- Court: Court of Protection
- Full case name: Royal Free NHS Foundation Trust (Applicant) v EF (by his litigation friend the Official Solicitor), NN, and The London Borough of Barnet (Respondents)
- Decided: 19 December 2025
- Citation: [2025] EWCOP 52 (T3)

Court membership
- Judge sitting: McKendrick J

Keywords
- Mental capacity, best interests, residence

= Royal Free NHS Foundation Trust v EF & Ors =

2025 British legal case

 is a UK Court of Protection case concerning mental capacity.

== Facts ==
EF was a 44-year-old man with Down syndrome who did not have capacity to consent to medical treatment. EF also lacked capacity to take part in court proceedings, so he was represented by the Official Solicitor. He needed medication to manage his body chemistry and kidney dialysis three times a week, but had missed or cut short many dialysis sessions, putting him at risk of many complications including, potentially, sudden death.

NN was EF's father and main carer. He was also dealing with the death of his wife, EF's mother, and his own personal bankruptcy. He had an entrenched distrust of medical professionals and his position was that kidney dialysis was unnecessary.

Court proceedings in 2024 and 2025 led to court orders under section 16 (5) of the Mental Capacity Act 2005 that NN must convey or allow to be conveyed EF to his three times a week kidney dialysis appointments; help and encourage EF to take his medication; and not interfere in or obstruct various aspects of his care. NN did not comply with these orders.
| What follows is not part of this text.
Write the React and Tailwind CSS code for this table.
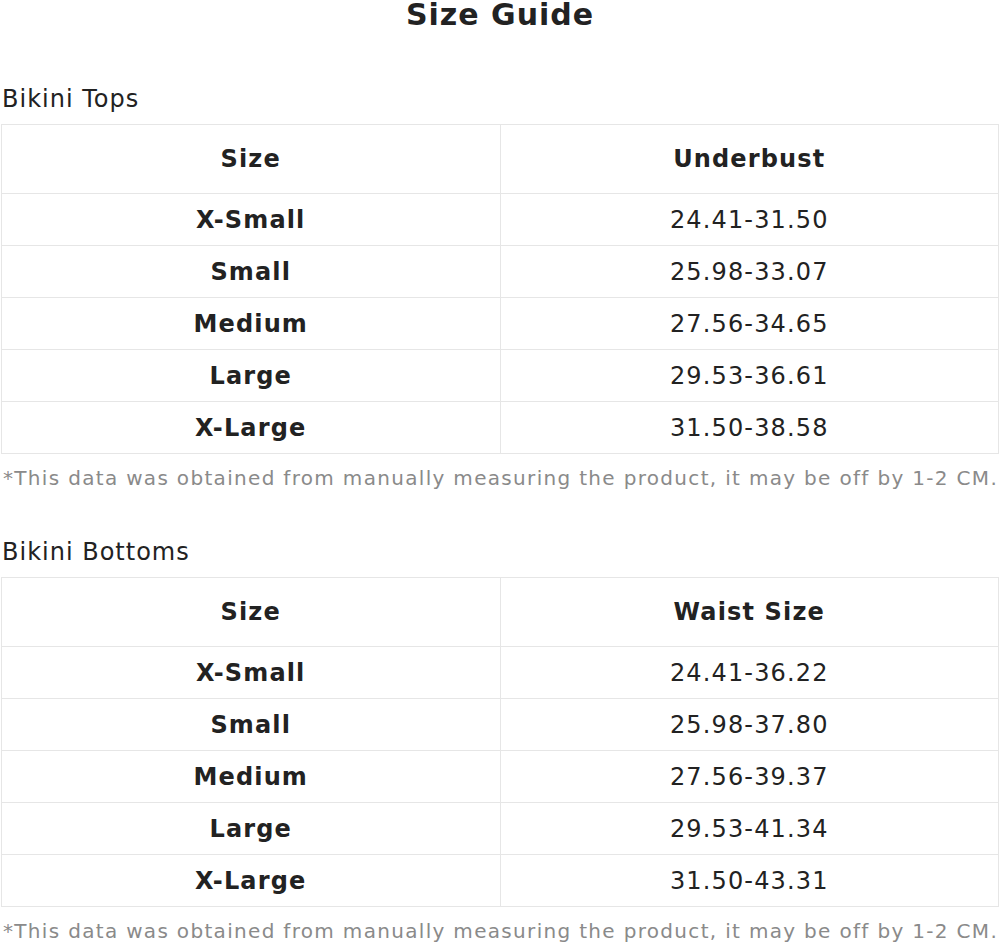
import React from "react";

const tops = [
    ["X-Small", "24.41-31.50"],
    ["Small", "25.98-33.07"],
    ["Medium", "27.56-34.65"],
    ["Large", "29.53-36.61"],
    ["X-Large", "31.50-38.58"],
];

const bottoms = [
    ["X-Small", "24.41-36.22"],
    ["Small", "25.98-37.80"],
    ["Medium", "27.56-39.37"],
    ["Large", "29.53-41.34"],
    ["X-Large", "31.50-43.31"],
];

const SizeTable = ({ title, measure, rows }) => (
    <section>
        <h2 className="text-[24px] leading-[36px] tracking-[1px] text-[#222] px-[2px]">{title}</h2>
        <table className="mt-[7px] ml-px w-[998px] border-collapse table-fixed text-[24px] tracking-[1.15px] text-[#222]">
            <thead>
                <tr className="h-[69px]">
                    <th className="border border-[#e6e6e6] font-bold">Size</th>
                    <th className="border border-[#e6e6e6] font-bold">{measure}</th>
                </tr>
            </thead>
            <tbody>
                {rows.map(([size, value]) => (
                    <tr key={size} className="h-[52px]">
                        <td className="border border-[#e6e6e6] text-center font-bold">{size}</td>
                        <td className="border border-[#e6e6e6] text-center">{value}</td>
                    </tr>
                ))}
            </tbody>
        </table>
        <p className="mt-[8px] px-[3px] text-[20px] leading-[32px] tracking-[1.32px] text-[#8a8a8a] whitespace-nowrap">
            *This data was obtained from manually measuring the product, it may be off by 1-2 CM.
        </p>
    </section>
);

export default function App() {
    return (
        <div className="w-[1000px] bg-white font-['DejaVu_Sans',sans-serif]">
            <h1 className="text-center text-[30px] leading-[30px] font-bold tracking-[1px] text-[#222]">Size Guide</h1>
            <div className="mt-[51px]">
                <SizeTable title="Bikini Tops" measure="Underbust" rows={tops} />
            </div>
            <div className="mt-[40px]">
                <SizeTable title="Bikini Bottoms" measure="Waist Size" rows={bottoms} />
            </div>
        </div>
    );
}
In this case the Official Solicitor and the Local Authority jointly sought the Court's approval firstly to remove EF from his father's care, secondly to place EF in supported accommodation, and thirdly, to deprive EF of his liberty. The Royal Free NHS Foundation Trust, needing to maintain a relationship with EF and his next of kin in order to provide life-sustaining treatment, did not actively seek to remove EF from his father's care.

== Law ==
This was a best interest decision.

== Judgment ==
The Court agreed that EF should be removed from NN's care, placed in supported accommodation, and deprived of his liberty.